Plan your entire menu in advance and ensure it meets the above requirements
Plan your menu well in advance from breakfast, lunch, snacks and dinner. It’s important that when you are planning your menu that you choose fuss free food, that can be easily eaten in often unpredictable sea conditions. Below are examples of some of the food I serve guests on board:
- For breakfast look to include things such as bacon and egg sandwiches, breakfast burritos, frittata, blueberry muffins and mini yogurts.
- When planning lunches think things such as sandwich wraps, ham and cheese quiche or leek and mushroom quiche. These can all be pre-made prior to the race and stored on board.
- Snacks are key and need to be accessible quickly and easily. A few snack options include energy bars, small packets of nuts, chips, chocolate bars and fresh fruit.
- All dinner meals should be made prior to the crew boarding and some great examples of dishes I have served race crews include chicken curry and rice, chilli con carne, lasagna and chicken and mushroom pie. You want to ensure that you are creating no fuss and easy to re- heat food.
Also, remember to factor in beverages to serve the crew in order to keep them hydrated. I’ve found that more racing boats are dry, so no alcohol, however be sure to find out what beverages are required with water being a must.

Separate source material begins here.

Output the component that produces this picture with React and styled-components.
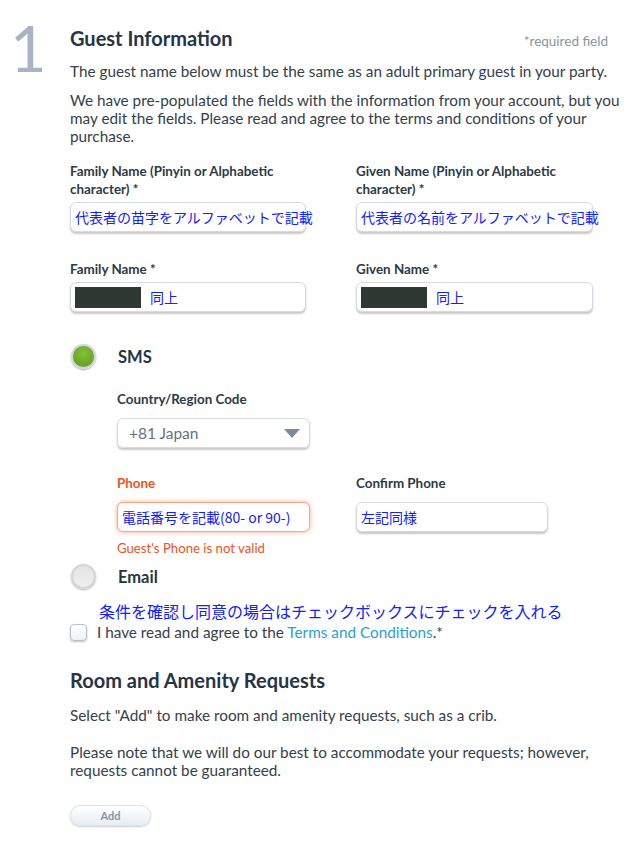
import React from 'react';
import styled, { createGlobalStyle } from 'styled-components';

const GlobalStyle = createGlobalStyle`
  body {
    margin: 0;
    background: #fff;
    font-family: Lato, "Noto Sans CJK JP", sans-serif;
    color: #2c3a48;
  }
`;

const RED = '#f0531c';
const NOTE_BLUE = '#1020ff';

function App() {
    return (
        <>
            <GlobalStyle />
            <Page>
                <StepNumber>1</StepNumber>
                <Content>
                    <HeaderRow>
                        <Title>Guest Information</Title>
                        <Required>*required field</Required>
                    </HeaderRow>
                    <Para $top={12}>The guest name below must be the same as an adult primary guest in your party.</Para>
                    <Para $top={11}>
                        We have pre-populated the fields with the information from your account, but you
                        may edit the fields. Please read and agree to the terms and conditions of your
                        purchase.
                    </Para>

                    <NameGrid>
                        <Field>
                            <Label $gap={4}>Family Name (Pinyin or Alphabetic character) *</Label>
                            <TextBox>代表者の苗字をアルファベットで記載</TextBox>
                        </Field>
                        <Field>
                            <Label $gap={4}>Given Name (Pinyin or Alphabetic character) *</Label>
                            <TextBox>代表者の名前をアルファベットで記載</TextBox>
                        </Field>
                        <Field>
                            <Label $gap={4}>Family Name *</Label>
                            <TextBox>
                                <Redacted />
                                同上
                            </TextBox>
                        </Field>
                        <Field>
                            <Label $gap={4}>Given Name *</Label>
                            <TextBox>
                                <Redacted />
                                同上
                            </TextBox>
                        </Field>
                    </NameGrid>

                    <RadioRow $top={32}>
                        <Radio $checked />
                        <RadioLabel>SMS</RadioLabel>
                    </RadioRow>

                    <SmsBlock>
                        <Field>
                            <Label $gap={10}>Country/Region Code</Label>
                            <SelectBox>
                                <span>+81 Japan</span>
                                <Arrow />
                            </SelectBox>
                        </Field>
                        <PhoneGrid>
                            <Field>
                                <Label $gap={10} $error>Phone</Label>
                                <TextBox $error>電話番号を記載(80- or 90-)</TextBox>
                                <ErrorText>Guest's Phone is not valid</ErrorText>
                            </Field>
                            <Field>
                                <Label $gap={10}>Confirm Phone</Label>
                                <TextBox>左記同様</TextBox>
                            </Field>
                        </PhoneGrid>
                    </SmsBlock>

                    <RadioRow $top={8}>
                        <Radio />
                        <RadioLabel>Email</RadioLabel>
                    </RadioRow>

                    <Note>条件を確認し同意の場合はチェックボックスにチェックを入れる</Note>
                    <CheckRow>
                        <Checkbox />
                        <span>
                            I have read and agree to the <TermsLink>Terms and Conditions</TermsLink>.*
                        </span>
                    </CheckRow>

                    <SubTitle>Room and Amenity Requests</SubTitle>
                    <Para $top={14}>Select "Add" to make room and amenity requests, such as a crib.</Para>
                    <Para $top={19}>
                        Please note that we will do our best to accommodate your requests; however,
                        requests cannot be guaranteed.
                    </Para>
                    <AddButton type="button">Add</AddButton>
                </Content>
            </Page>
        </>
    );
}

export default App;

const Page = styled.div`
    display: grid;
    grid-template-columns: 70px 552px;
    padding-bottom: 20px;
`;

const StepNumber = styled.div`
    font-family: Lato, sans-serif;
    font-weight: 400;
    font-size: 63px;
    line-height: 1;
    color: #a8b4c4;
    padding: 16px 0 0 10px;
`;

const Content = styled.div`
    padding-top: 26px;
`;

const HeaderRow = styled.div`
    display: flex;
    justify-content: space-between;
    align-items: baseline;
`;

const Title = styled.h2`
    margin: 0;
    font-size: 20px;
    font-weight: 700;
    line-height: 24px;
    color: #253545;
`;

const Required = styled.span`
    font-size: 13.5px;
    color: #8794a2;
    margin-right: 14px;
`;

const Para = styled.p`
    margin: ${props => props.$top ?? 10}px 0 0;
    font-size: 15.3px;
    line-height: 18px;
    color: #34404c;
`;

const NameGrid = styled.div`
    display: grid;
    grid-template-columns: 236px 237px;
    column-gap: 50px;
    row-gap: 28px;
    margin-top: 17px;
`;

const Field = styled.div`
    display: flex;
    flex-direction: column;
    justify-content: flex-end;
`;

const Label = styled.label`
    font-size: 13.4px;
    font-weight: 700;
    line-height: 18px;
    color: ${props => props.$error ? RED : '#2c3a48'};
    margin-bottom: ${props => props.$gap}px;
`;

const TextBox = styled.div`
    box-sizing: border-box;
    height: 30px;
    display: flex;
    align-items: center;
    gap: 9px;
    padding: 0 4px;
    border: 1px solid ${props => props.$error ? '#f8a58c' : '#d6dbe0'};
    border-radius: 6px;
    background: #fff;
    box-shadow: ${props => props.$error
        ? '0 0 4px rgba(255, 90, 40, 0.55)'
        : '0 2px 2px rgba(0, 0, 0, 0.22)'};
    font-family: "Noto Sans CJK JP", sans-serif;
    font-size: 14px;
    color: ${NOTE_BLUE};
    white-space: nowrap;
`;

const Redacted = styled.span`
    display: block;
    width: 66px;
    height: 21px;
    background: #2f3833;
`;

const RadioRow = styled.div`
    display: flex;
    align-items: center;
    gap: 22px;
    margin-top: ${props => props.$top}px;
`;

const Radio = styled.span`
    box-sizing: border-box;
    width: 25px;
    height: 25px;
    border-radius: 50%;
    border: 2px solid #d2d5d8;
    background: ${props => props.$checked
        ? 'radial-gradient(circle at 50% 35%, #86c13a 0%, #6aa826 60%, #5d991c 100%)'
        : 'linear-gradient(#e4e4e4, #efefef)'};
    box-shadow: 0 1px 2px rgba(0, 0, 0, 0.3);
    margin-left: 1px;
`;

const RadioLabel = styled.span`
    font-size: 16.5px;
    font-weight: 700;
    color: #253545;
`;

const SmsBlock = styled.div`
    padding-left: 47px;
    margin-top: 21px;
`;

const SelectBox = styled.div`
    box-sizing: border-box;
    width: 193px;
    height: 30px;
    display: flex;
    align-items: center;
    justify-content: space-between;
    padding: 0 9px 0 11px;
    border: 1px solid #d6dbe0;
    border-radius: 6px;
    box-shadow: 0 2px 2px rgba(0, 0, 0, 0.22);
    font-size: 15.5px;
    color: #66727f;
`;

const Arrow = styled.span`
    width: 0;
    height: 0;
    border-left: 8px solid transparent;
    border-right: 8px solid transparent;
    border-top: 9px solid #7d8a99;
`;

const PhoneGrid = styled.div`
    display: grid;
    grid-template-columns: 193px 192px;
    column-gap: 46px;
    margin-top: 26px;
    align-items: start;
`;

const ErrorText = styled.div`
    margin-top: 8px;
    font-size: 13.2px;
    line-height: 16px;
    color: ${RED};
`;

const Note = styled.div`
    margin: 12px 0 0 29px;
    font-family: "Noto Sans CJK JP", sans-serif;
    font-size: 16px;
    line-height: 20px;
    color: ${NOTE_BLUE};
`;

const CheckRow = styled.div`
    display: flex;
    align-items: center;
    gap: 10px;
    font-size: 15.3px;
    color: #34404c;
    margin-top: 2px;
`;

const Checkbox = styled.span`
    box-sizing: border-box;
    width: 17px;
    height: 17px;
    border-radius: 4px;
    border: 1px solid #b9c0c8;
    background: linear-gradient(#fff, #eef0f3);
    box-shadow: 0 1px 2px rgba(0, 0, 0, 0.25);
`;

const TermsLink = styled.a`
    color: #2b9ed6;
    text-decoration: none;
`;

const SubTitle = styled.h3`
    margin: 27px 0 0;
    font-size: 20px;
    font-weight: 700;
    line-height: 24px;
    color: #253545;
`;

const AddButton = styled.button`
    display: block;
    margin-top: 26px;
    width: 81px;
    height: 21px;
    border-radius: 11px;
    border: 1px solid #dde3e8;
    background: linear-gradient(#ffffff, #e7edf2);
    box-shadow: 0 1px 2px rgba(0, 0, 0, 0.2);
    font-family: Lato, sans-serif;
    font-size: 11px;
    font-weight: 700;
    color: #8795a5;
    padding: 0;
`;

Write a provision list to ensure you’re covering all bases
Once you have your menu prepared, break your list into sections (bread and dairy, dry stores, fruit and vegetable, meat and seafood). This will make it easier when you are shopping and help to ensure you don’t leave anything out and are factoring in things needed for those with special dietary requirements.
Meal preparation is key
Pre make all of the cooked meals you have planned on your menu at least two days out from the race. Once you have cooked these, place meals in zip lock bags or a vacuum-sealed pack with a description written on each. Remember that this is a crucial step especially for those you’ve noted as having specific dietary requirements or allergies.
Jump on board the race yacht a day before it leaves the dock, to ensure all food is being stored correctly
Pack away ingredients and beverages the day before the race. Store meals that will be eaten first at the top of the freezer and store food being left in the fridge in sections to ensure things are kept as long as possible and don’t begin to perish. Bread and dairy should also be included on one shelf and ensure you leave plenty of room for dry food in storage cupboards. Along with this, remember to make lists of where you have stored the food on board including in the fridge, freezer and cupboards. Race yacht crew need to be able to find meals quickly and get back to the job at hand.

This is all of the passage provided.